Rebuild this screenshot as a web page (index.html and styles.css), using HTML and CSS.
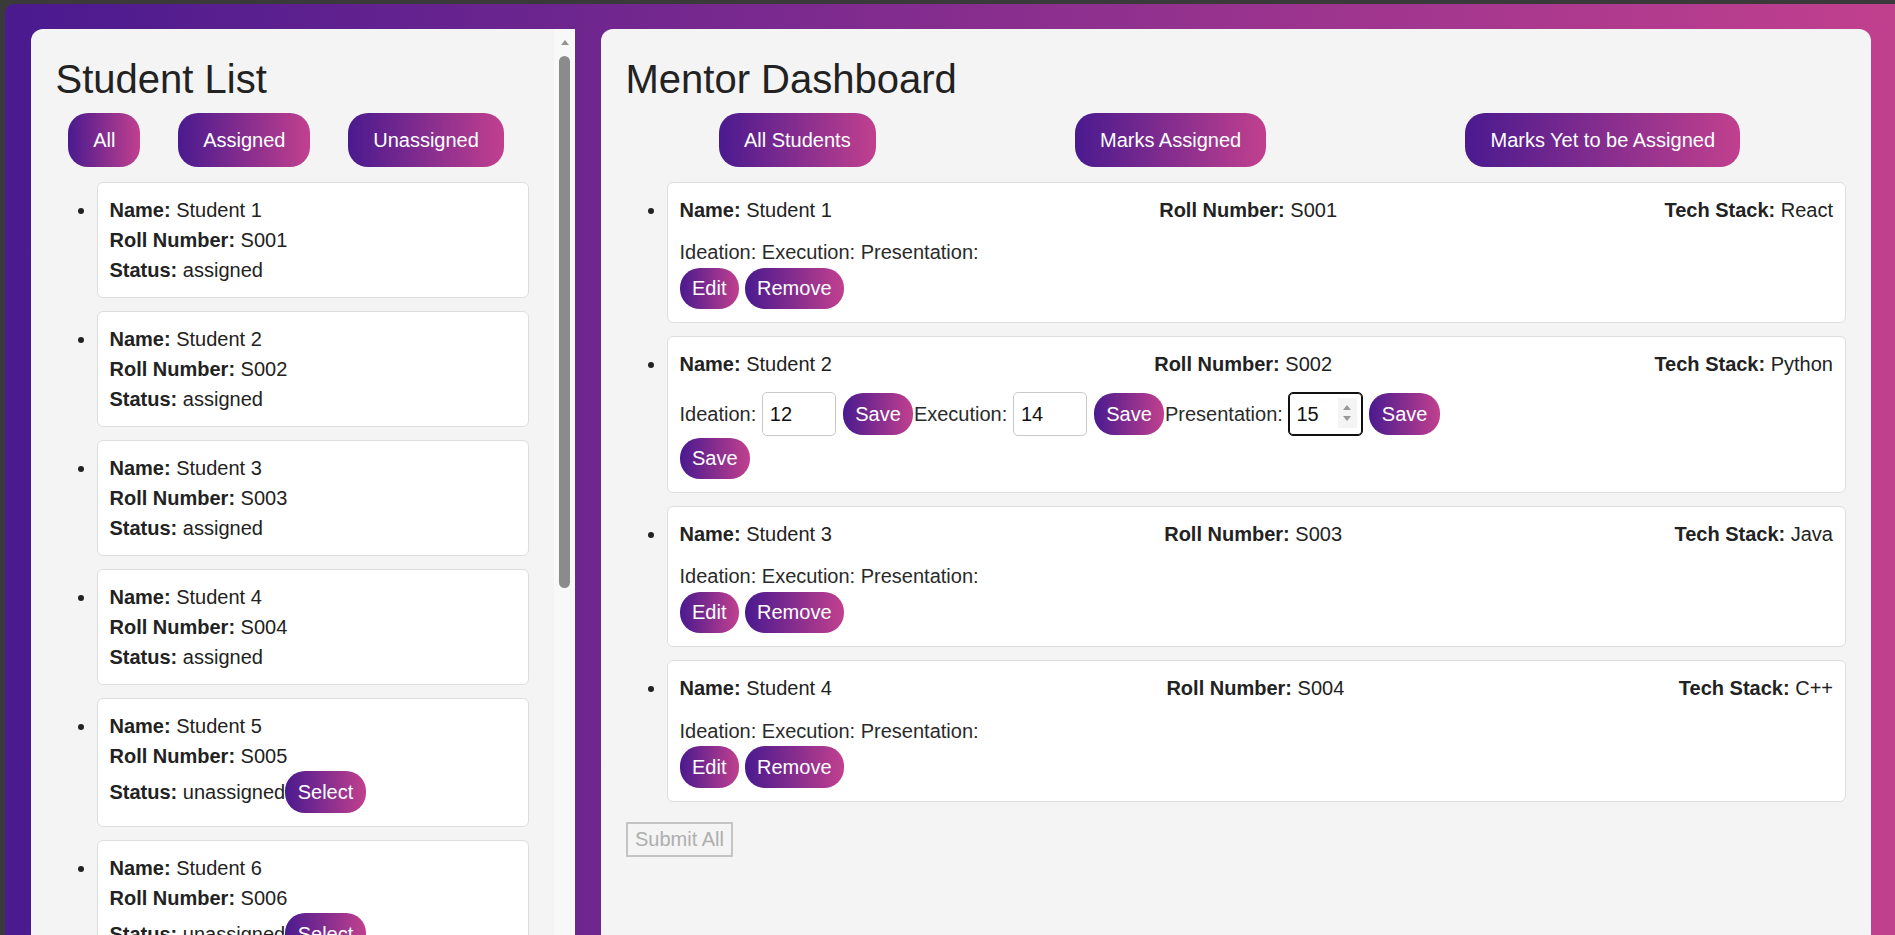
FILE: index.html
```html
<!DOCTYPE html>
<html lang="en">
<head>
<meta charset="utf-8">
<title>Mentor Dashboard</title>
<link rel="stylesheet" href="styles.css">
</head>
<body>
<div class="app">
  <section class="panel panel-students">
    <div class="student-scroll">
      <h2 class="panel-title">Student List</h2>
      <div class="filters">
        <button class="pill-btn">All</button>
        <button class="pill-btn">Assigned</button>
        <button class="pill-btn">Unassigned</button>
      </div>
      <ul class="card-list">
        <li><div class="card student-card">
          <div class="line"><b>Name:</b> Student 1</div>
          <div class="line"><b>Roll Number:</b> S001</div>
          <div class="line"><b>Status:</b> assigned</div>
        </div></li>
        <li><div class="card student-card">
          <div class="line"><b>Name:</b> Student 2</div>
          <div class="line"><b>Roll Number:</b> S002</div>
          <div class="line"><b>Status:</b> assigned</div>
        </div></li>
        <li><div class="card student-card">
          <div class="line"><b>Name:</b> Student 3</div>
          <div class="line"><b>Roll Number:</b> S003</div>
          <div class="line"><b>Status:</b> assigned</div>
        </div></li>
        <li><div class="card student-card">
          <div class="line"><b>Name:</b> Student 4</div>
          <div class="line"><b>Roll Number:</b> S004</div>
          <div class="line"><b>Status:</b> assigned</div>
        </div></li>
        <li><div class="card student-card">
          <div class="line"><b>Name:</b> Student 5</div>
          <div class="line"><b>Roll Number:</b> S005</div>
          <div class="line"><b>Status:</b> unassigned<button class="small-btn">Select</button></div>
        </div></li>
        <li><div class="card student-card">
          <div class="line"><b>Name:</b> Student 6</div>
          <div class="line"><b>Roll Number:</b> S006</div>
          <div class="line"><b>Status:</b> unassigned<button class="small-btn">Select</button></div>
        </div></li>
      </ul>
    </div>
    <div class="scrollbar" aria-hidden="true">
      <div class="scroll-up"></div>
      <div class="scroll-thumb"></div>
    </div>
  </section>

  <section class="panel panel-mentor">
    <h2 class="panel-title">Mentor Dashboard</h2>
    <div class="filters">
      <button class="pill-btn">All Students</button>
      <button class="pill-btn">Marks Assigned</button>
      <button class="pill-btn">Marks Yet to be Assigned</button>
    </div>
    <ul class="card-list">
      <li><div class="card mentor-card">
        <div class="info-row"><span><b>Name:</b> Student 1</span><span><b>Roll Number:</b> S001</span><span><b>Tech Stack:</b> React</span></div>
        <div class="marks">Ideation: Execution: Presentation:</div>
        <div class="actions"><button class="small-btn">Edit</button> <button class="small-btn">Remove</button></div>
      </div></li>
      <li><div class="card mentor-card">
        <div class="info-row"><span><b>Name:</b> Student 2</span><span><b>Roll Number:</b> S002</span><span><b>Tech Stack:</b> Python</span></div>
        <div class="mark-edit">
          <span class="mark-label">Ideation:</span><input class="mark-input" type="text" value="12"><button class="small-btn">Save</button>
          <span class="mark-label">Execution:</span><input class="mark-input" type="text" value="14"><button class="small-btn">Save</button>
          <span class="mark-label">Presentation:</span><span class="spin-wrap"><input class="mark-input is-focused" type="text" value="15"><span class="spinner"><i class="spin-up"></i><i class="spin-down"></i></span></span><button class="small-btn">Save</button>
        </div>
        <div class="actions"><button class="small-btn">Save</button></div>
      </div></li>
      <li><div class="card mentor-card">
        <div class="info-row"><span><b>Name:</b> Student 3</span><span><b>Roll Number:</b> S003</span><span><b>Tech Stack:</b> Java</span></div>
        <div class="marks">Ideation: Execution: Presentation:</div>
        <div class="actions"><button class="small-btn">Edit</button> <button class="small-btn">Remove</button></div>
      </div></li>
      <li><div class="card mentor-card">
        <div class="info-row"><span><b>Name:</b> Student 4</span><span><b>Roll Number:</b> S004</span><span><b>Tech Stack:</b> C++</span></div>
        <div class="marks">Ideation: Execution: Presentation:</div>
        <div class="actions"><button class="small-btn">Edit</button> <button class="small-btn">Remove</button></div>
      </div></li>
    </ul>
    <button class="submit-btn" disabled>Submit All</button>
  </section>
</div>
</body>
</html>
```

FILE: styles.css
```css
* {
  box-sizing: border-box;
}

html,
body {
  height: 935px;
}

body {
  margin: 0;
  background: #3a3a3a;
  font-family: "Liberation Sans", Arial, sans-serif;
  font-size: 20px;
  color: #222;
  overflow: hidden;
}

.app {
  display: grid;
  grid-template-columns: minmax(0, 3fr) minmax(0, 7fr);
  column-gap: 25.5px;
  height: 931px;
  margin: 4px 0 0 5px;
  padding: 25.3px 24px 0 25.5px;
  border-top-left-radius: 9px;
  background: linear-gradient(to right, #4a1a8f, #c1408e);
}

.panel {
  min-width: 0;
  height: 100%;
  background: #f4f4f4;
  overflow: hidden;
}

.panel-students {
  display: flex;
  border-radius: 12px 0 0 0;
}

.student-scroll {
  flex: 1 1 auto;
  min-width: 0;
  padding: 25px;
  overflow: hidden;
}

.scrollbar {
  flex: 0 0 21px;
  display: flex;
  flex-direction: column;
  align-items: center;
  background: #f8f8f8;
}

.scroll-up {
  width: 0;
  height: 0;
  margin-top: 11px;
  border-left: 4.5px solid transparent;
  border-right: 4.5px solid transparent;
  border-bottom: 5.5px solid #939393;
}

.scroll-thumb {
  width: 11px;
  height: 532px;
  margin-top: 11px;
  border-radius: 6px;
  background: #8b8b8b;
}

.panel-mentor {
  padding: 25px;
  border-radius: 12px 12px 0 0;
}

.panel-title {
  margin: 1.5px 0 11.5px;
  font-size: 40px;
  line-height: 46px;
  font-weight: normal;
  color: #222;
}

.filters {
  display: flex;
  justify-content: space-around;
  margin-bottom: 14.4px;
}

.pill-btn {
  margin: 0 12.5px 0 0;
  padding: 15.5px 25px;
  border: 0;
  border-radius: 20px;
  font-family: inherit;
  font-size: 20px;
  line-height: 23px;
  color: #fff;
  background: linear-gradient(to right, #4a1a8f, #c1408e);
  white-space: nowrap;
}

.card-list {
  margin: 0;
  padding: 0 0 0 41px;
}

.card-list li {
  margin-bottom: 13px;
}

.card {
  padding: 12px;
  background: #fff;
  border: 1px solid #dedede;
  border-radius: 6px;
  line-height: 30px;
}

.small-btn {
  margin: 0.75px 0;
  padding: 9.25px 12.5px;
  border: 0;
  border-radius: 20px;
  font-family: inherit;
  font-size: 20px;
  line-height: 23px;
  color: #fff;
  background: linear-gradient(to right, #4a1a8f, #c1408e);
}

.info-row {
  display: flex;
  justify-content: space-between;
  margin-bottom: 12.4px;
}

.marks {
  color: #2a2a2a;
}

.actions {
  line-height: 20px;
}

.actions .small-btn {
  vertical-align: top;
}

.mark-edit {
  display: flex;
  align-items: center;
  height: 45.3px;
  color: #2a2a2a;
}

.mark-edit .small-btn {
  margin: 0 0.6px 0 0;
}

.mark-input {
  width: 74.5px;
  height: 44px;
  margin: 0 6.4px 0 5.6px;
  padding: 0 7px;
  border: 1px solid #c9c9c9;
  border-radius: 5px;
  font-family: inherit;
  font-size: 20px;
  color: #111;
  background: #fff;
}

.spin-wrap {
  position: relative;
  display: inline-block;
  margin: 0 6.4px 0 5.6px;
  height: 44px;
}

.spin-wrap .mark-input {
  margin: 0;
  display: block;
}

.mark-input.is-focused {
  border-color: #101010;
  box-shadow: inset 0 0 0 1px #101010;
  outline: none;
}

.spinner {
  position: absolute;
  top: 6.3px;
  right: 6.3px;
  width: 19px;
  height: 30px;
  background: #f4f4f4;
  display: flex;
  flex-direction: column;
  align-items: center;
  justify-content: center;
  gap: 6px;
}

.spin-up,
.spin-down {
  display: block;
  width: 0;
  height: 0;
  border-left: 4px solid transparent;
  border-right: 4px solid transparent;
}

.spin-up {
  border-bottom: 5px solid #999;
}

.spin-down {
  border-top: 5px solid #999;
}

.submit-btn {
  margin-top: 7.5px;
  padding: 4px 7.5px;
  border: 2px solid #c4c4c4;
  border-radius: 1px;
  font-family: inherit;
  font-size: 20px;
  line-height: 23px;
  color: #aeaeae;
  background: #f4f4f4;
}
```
***
Find how many lines of the material carry the string "index". Only the number should be in the answer.

• [RESPONSE TO THIS TASK]:
2